L.R. : Cela les touche de différentes manières. Lorsqu’il y a des violences conjugales, ils sont témoins, mais maintenant, on sait qu’ils sont aussi co-victimes de ces violences. Pour les violences sexuelles, ils sont largement victimes. Un enfant sur 10 en subit. Et concernant les violences sexistes, évidemment les enfants les reproduisent entre eux. Ils reproduisent l’éducation genrée où notamment, tout ce qui est assimilé au féminin n’est pas bien. L’éducation genrée est nuisible aux enfants, car il suffit que l’un d’entre eux ne corresponde pas à ce qu’on attend de lui pour être harcelé, exclu du groupe, moqué, etc. Et dès que les jeunes vont commencer à avoir des relations amoureuses, ils vont reproduire les mêmes violences sexistes et sexuelles existantes dans la société.
Les violences conjugales commencent dans les très jeunes couples adolescents. On y voit déjà des systèmes d’emprise, des violences physiques et psychologiques.
Lolita Rivé,
D’où l’importance de faire de la prévention notamment au travers de la mise en place des séances d’éducation à la vie relationnelle affective et sexuelle ?
L.R. : À partir du moment où nous n’avons pas une société égalitaire, basée sur le consentement et l’inclusion, cet enseignement est primordial. Pour la majorité des enfants, ce sont des sujets qui n’existent pas dans leurs familles, donc l’école reste l’endroit où on peut apporter une information qui soit la même pour tous et où faire cette prévention. On entend souvent : l’école, c’est pour apprendre le français et les maths. Mais comment veux-t-on apprendre à nos enfants à être bien dans leurs baskets et la société si on leur demande juste d’apprendre à lire et à écrire et qu’on les laisse se débrouiller pour tout le reste, avec les violences qu’ils vivent, les injustices qu’ils subissent ? La majorité des enfants ne vivent pas dans une bulle. Ils vivent dans la même société que nous, ils assistent aux mêmes choses. Cet enseignement est un peu un pansement, mais pour l’instant, c’est le plus efficace et le plus global.
Le Podcast de Lolita Rivé : C’est quoi l’amour, maîtresse ?
Et pourquoi est-il important de commencer le plus tôt possible ?
L.R. : Les personnes qui interviennent dans le secondaire arrivent avec leur programme et se rendent compte bien souvent qu’il manque toutes les bases.

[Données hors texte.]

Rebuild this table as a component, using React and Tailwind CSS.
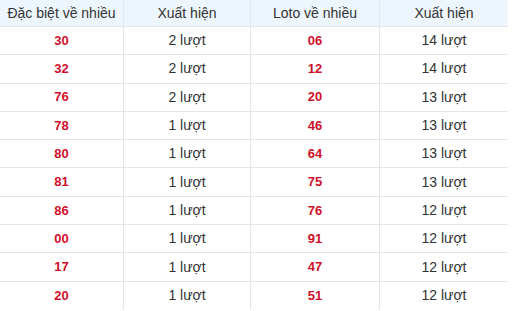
import React from 'react';

const rows = [
  ['30', '2 lượt', '06', '14 lượt'],
  ['32', '2 lượt', '12', '14 lượt'],
  ['76', '2 lượt', '20', '13 lượt'],
  ['78', '1 lượt', '46', '13 lượt'],
  ['80', '1 lượt', '64', '13 lượt'],
  ['81', '1 lượt', '75', '13 lượt'],
  ['86', '1 lượt', '76', '12 lượt'],
  ['00', '1 lượt', '91', '12 lượt'],
  ['17', '1 lượt', '47', '12 lượt'],
  ['20', '1 lượt', '51', '12 lượt'],
];

const cols = 'grid grid-cols-[124px_127px_129px_128px]';

const App = () => {
  return (
    <div className="w-[512px] h-[311px] bg-white overflow-hidden text-[#333] font-['Liberation_Sans',Arial,sans-serif]">
      <div className="w-[508px]">
        {/* Header */}
        <div className={`${cols} h-[27px] bg-[#eef6fd] border-b border-[#e3e8ee] text-[14px]`}>
          {['Đặc biệt về nhiều', 'Xuất hiện', 'Loto về nhiều', 'Xuất hiện'].map((h, i) => (
            <div key={i} className={`flex items-center justify-center ${i < 3 ? 'border-r border-[#e3e8ee]' : ''}`}>
              {h}
            </div>
          ))}
        </div>

        {/* Rows */}
        {rows.map((r, ri) => (
          <div
            key={ri}
            className={`${cols} h-[28.3px] ${ri < rows.length - 1 ? 'border-b border-[#e6e6e6]' : ''}`}
          >
            {r.map((c, ci) => (
              <div
                key={ci}
                className={`flex items-center justify-center ${ci < 3 ? 'border-r border-[#e6e6e6]' : ''} ${
                  ci % 2 === 0 ? 'text-[13px] font-bold text-[#d0102b]' : 'text-[14px] text-[#333]'
                }`}
              >
                {c}
              </div>
            ))}
          </div>
        ))}
      </div>
    </div>
  );
};

export default App;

Les élèves ne savent pas ce qu’est le consentement, la différence entre le sexe et le genre, etc. Au collège et au lycée, certaines choses sont déjà très ancrées et c’est normal quand ça fait 15 ans que vous entendez quelque chose. C’est comme une langue étrangère, c’est plus difficile de l’apprendre à 15 ans, alors que si, depuis que vous êtes nés, on vous parle tous les jours avec ces mots-là, cela devient naturel. L’idée est que cet enseignement revienne à chaque âge. Le consentement, il faut en parler régulièrement. Ce n’est pas un enseignement classique, il faut être beaucoup plus horizontal, partir de ce que les enfants vivent, de leurs questions, se mettre à leur hauteur, écouter ce qu’ils ont à dire et les prendre au sérieux. Pour les adultes et notamment en tant que professeur cela demande de changer de posture.
Lolita Rivé interviendra le 21 novembre lors de la table ronde : « Violences sexistes et sexuelles : pour une éducation féministe des enfants et adolescent·e·s ! « , dans le cadre du festival Brisons le silence. 19h, amphithéâtre – ENS, 15 parvis René Descartes, Lyon 7e.